It's unusually warm in The Last Frontier.
Large swaths of Alaska have seen record or near-record warmth this March said Rick Thoman, a climate specialist at the Alaska Center for Climate Assessment and Policy. And the trend isn't quitting.
Well above-average temperatures are expected to continue this week. Daily temperature records have broken around the state, and toppled all-time March records in the greater Arctic region. Last week, Alaska saw its earliest ever 70-degree Fahrenheit temperature.
This exceptional warmth has been stoked by a mix of weather events and a rapidly warming climate.
"The magnitude and persistence of the warmth is particularly striking to me this winter in parts of Alaska," Zack Labe, a climate scientist and Ph.D. candidate at the University of California at Irvine, said over email.
Amplified weather pattern will bring pulses of well above average temperatures (>20°C departures) to the #Arctic once again, especially near Alaska and northwestern Canada.
Maps from https://t.co/8IAIT96D9C pic.twitter.com/NjrAIWTD3v
— Zack Labe (@ZLabe) March 26, 2019
On the weather side of things, there's a dominant mass of high pressure in the atmosphere — known as an upper-level ridge — that has kept a region of warm air stuck under that ridge which has warmed Southeast Alaska and the Yukon, explained Thoman.
But this transient weather isn't acting alone.
"While this type of weather pattern favors warmer temperatures in Alaska, the region is also undergoing rising temperatures due to Arctic climate change," noted Labe. "The rapid warming of the Arctic has reduced the extent of sea ice and increased ocean temperatures, which can further contribute to the warming trend."
"It's warming so rapidly in the Arctic," added Thoman, noting that the recent warming spate in even more frigid north Alaska is partially due to less sea ice. When it's there, sea ice both cools the region and also reflects sunlight. Without ice, the open ocean is dark and absorbent, soaking up even more heat. It's a well-understood, vicious feedback cycle unfolding all over the Arctic.

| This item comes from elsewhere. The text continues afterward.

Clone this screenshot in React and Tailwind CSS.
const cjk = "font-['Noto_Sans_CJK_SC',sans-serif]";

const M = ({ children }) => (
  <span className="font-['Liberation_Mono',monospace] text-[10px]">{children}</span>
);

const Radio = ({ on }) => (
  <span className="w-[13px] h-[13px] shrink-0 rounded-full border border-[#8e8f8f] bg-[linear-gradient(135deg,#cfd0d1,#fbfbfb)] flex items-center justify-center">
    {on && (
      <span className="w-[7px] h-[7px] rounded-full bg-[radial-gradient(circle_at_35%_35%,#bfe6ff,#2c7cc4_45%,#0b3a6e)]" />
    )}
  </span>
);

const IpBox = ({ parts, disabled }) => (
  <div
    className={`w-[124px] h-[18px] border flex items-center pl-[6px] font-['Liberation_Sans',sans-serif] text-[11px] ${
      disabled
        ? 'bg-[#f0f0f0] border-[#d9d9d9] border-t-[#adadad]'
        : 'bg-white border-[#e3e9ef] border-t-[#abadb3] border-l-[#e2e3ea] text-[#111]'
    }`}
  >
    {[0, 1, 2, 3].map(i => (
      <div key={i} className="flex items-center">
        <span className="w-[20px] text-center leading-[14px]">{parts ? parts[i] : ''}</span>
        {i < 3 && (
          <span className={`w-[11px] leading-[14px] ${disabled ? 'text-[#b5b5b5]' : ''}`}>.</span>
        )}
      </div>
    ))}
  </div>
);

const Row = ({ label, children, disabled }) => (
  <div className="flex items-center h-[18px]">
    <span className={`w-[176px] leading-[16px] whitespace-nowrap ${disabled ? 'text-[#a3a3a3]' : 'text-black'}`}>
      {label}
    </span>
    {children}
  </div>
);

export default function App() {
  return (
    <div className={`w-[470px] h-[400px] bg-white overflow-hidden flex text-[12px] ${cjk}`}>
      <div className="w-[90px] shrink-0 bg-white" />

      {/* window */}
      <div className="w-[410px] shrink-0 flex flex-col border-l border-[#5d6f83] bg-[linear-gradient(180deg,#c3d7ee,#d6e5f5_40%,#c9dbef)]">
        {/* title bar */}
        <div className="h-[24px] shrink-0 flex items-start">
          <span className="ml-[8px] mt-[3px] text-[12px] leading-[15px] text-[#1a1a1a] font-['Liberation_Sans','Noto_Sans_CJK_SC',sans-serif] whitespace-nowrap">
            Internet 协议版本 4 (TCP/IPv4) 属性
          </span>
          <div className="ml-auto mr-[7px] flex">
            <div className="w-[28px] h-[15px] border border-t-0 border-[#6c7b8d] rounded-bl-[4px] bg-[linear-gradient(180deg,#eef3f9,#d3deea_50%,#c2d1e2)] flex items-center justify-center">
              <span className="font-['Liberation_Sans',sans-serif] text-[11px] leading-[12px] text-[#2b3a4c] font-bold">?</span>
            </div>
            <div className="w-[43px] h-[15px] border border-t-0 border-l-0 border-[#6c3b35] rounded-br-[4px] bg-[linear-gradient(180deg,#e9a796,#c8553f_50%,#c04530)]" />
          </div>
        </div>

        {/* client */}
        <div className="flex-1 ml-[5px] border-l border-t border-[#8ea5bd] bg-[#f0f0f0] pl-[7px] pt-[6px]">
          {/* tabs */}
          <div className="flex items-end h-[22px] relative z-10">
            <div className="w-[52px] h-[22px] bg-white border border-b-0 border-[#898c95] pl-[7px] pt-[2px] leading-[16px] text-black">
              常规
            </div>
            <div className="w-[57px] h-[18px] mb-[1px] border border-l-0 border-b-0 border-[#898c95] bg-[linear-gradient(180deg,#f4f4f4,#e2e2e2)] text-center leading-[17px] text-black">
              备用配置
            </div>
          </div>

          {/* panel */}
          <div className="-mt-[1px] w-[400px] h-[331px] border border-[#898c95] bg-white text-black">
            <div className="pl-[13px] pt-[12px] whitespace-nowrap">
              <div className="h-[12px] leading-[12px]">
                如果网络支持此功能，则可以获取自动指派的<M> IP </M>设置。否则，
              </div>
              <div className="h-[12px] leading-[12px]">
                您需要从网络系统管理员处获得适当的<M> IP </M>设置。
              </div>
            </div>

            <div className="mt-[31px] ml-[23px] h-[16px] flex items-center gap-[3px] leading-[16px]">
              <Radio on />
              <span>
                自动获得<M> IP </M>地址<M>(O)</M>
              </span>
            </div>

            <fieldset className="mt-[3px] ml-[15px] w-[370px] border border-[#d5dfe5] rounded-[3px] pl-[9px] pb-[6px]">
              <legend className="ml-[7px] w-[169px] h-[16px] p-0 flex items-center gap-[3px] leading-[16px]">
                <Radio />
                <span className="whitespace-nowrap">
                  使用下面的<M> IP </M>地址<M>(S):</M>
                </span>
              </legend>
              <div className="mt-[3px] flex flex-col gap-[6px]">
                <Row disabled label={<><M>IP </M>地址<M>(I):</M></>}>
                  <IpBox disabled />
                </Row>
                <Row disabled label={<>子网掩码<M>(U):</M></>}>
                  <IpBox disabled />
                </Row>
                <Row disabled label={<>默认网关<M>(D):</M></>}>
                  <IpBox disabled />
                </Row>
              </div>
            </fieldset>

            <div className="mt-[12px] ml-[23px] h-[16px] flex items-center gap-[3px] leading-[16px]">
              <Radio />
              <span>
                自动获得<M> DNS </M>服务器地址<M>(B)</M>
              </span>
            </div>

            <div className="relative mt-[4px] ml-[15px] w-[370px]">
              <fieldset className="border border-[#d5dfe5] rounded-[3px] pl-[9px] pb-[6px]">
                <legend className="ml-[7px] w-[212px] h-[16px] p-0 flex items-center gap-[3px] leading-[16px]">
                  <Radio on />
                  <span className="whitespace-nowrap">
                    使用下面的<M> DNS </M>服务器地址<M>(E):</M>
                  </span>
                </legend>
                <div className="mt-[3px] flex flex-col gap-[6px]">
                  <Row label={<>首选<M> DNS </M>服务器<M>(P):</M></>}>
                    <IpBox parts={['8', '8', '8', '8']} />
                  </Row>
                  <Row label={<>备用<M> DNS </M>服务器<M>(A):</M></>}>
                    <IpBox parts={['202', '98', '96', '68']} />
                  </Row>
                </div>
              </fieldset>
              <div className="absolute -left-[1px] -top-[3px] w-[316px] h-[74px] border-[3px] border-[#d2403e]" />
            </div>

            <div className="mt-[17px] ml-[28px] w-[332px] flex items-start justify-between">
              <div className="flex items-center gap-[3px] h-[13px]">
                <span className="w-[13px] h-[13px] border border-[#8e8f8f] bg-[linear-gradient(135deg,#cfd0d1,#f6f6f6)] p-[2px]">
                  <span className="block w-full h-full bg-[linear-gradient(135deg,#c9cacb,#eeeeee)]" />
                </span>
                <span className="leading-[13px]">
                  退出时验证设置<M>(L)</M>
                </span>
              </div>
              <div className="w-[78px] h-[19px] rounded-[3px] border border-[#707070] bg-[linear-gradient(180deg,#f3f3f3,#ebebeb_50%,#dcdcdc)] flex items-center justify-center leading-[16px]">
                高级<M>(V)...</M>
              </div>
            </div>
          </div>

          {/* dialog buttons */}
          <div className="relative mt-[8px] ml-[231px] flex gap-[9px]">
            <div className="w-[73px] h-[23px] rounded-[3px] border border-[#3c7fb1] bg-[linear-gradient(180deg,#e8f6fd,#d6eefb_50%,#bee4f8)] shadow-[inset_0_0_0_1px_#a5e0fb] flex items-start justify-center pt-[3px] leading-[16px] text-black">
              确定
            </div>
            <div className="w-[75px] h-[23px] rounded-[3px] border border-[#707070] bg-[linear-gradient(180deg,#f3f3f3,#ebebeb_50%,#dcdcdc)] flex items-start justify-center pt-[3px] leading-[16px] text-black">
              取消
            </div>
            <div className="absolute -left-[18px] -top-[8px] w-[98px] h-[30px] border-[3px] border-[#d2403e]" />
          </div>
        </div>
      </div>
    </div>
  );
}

In interior Alaska, where Thoman lives, the unusually warm temperatures are making for a noticeably disappointing March. That's because March — when daylight is finally increasing but temperatures are usually cold enough to preserve quality snow and ice — is when Alaskans can get outside and embrace the joys of winter. "That's the time to get out," said Thoman.
There is something significant going on in the Bering Sea: a very low ice extent for the second year in a row. pic.twitter.com/mrSlrT398Z
— Lars Kaleschke (@seaice_de) March 3, 2019
But not in interior Fairbanks this March, where temperatures have hit 50 degrees or higher for four days in a row.
"It's melting. The snow is crappy," said Thoman. "In a large part of urban Alaska people talk about how they've been robbed of March," he added.
The enduring warming trend will likely bring more profound warmth, melting, and changes to Alaskan sea ice and snowmelt in the coming months.
"We're going to have more stories to talk about," said Thoman.